*Written instruction:*
Copy out exactly the lines from the start of the data to the line containing "const GRN = [99, 190, 123];". Include both.

━━━ Supplied information

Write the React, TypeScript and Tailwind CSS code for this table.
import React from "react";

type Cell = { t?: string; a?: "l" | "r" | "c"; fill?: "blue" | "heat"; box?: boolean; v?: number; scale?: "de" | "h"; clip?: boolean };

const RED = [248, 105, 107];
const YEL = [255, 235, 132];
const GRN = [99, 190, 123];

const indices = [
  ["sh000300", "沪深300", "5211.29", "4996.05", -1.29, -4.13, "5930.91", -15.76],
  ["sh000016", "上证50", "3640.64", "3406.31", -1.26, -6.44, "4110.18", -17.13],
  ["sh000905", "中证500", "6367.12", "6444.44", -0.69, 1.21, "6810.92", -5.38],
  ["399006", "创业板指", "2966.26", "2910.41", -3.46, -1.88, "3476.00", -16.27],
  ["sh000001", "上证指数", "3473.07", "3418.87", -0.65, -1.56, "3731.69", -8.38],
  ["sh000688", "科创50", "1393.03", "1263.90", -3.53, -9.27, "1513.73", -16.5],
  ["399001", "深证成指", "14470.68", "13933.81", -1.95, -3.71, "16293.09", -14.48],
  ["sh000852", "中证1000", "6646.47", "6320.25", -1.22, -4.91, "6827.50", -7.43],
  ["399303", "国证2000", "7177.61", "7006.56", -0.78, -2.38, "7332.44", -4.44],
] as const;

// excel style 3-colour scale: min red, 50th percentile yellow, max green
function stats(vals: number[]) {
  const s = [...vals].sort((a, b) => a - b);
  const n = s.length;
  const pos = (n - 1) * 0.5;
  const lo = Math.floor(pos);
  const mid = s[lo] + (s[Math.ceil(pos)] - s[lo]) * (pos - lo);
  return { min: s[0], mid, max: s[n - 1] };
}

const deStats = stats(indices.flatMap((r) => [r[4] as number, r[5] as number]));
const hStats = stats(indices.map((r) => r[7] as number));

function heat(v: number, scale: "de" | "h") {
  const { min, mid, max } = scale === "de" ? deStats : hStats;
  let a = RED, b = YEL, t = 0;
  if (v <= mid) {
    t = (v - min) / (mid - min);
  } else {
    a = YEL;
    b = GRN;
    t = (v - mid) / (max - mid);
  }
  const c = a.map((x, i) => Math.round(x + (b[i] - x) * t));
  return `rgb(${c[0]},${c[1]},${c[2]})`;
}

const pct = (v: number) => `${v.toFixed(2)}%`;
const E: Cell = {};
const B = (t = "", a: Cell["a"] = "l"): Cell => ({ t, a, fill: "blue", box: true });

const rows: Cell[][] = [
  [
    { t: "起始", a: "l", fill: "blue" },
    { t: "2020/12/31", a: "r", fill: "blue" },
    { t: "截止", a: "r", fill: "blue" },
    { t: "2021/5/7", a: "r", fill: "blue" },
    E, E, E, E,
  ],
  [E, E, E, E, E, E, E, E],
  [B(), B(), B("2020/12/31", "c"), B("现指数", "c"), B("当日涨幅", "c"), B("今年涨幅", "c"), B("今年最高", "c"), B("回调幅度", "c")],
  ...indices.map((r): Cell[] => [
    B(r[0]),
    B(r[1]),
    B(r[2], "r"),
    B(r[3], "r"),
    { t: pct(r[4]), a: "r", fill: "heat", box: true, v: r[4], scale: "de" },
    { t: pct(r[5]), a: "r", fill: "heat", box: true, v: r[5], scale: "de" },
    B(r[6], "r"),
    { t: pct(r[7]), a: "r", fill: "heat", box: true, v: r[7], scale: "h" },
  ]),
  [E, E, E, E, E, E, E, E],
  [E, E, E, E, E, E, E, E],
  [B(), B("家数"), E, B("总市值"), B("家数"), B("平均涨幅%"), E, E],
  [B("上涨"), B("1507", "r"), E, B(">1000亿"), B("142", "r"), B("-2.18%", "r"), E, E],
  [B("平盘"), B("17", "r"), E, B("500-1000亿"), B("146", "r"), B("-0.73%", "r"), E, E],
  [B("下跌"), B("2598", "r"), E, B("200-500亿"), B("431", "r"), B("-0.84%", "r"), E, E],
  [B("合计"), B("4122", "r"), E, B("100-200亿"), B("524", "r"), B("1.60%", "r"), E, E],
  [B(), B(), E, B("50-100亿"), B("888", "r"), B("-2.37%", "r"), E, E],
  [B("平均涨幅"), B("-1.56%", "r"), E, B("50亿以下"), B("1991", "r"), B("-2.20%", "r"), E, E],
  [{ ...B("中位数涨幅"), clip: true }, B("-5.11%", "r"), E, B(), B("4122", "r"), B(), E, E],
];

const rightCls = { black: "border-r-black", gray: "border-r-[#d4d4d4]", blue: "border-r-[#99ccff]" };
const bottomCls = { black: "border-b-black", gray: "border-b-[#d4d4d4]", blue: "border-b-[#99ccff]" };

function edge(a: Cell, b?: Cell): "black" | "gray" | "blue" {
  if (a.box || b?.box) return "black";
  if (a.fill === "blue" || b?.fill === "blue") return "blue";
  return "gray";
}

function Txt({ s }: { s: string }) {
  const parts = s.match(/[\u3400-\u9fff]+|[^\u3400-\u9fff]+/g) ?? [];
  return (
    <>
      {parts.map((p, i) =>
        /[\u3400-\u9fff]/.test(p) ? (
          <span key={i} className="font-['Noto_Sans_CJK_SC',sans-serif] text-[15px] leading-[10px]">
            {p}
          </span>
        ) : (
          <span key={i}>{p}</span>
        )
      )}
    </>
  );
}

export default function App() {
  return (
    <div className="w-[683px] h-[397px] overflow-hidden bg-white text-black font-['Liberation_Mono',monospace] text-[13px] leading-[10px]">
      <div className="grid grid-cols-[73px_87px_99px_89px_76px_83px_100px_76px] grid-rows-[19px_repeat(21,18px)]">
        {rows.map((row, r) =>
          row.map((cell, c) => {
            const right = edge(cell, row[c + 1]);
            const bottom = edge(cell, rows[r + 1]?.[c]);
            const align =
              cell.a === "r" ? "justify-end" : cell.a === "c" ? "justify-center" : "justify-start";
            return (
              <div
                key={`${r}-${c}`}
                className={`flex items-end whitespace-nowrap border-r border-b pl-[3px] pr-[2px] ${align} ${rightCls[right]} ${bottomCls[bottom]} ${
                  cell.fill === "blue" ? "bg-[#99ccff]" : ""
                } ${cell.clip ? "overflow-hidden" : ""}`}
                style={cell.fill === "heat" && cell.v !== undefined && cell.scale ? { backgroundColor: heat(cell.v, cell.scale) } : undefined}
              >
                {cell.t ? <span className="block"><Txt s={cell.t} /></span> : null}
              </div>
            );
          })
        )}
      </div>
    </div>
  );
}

━━━━━━

*The result:*
Write the React, TypeScript and Tailwind CSS code for this table.
import React from "react";

type Cell = { t?: string; a?: "l" | "r" | "c"; fill?: "blue" | "heat"; box?: boolean; v?: number; scale?: "de" | "h"; clip?: boolean };

const RED = [248, 105, 107];
const YEL = [255, 235, 132];
const GRN = [99, 190, 123];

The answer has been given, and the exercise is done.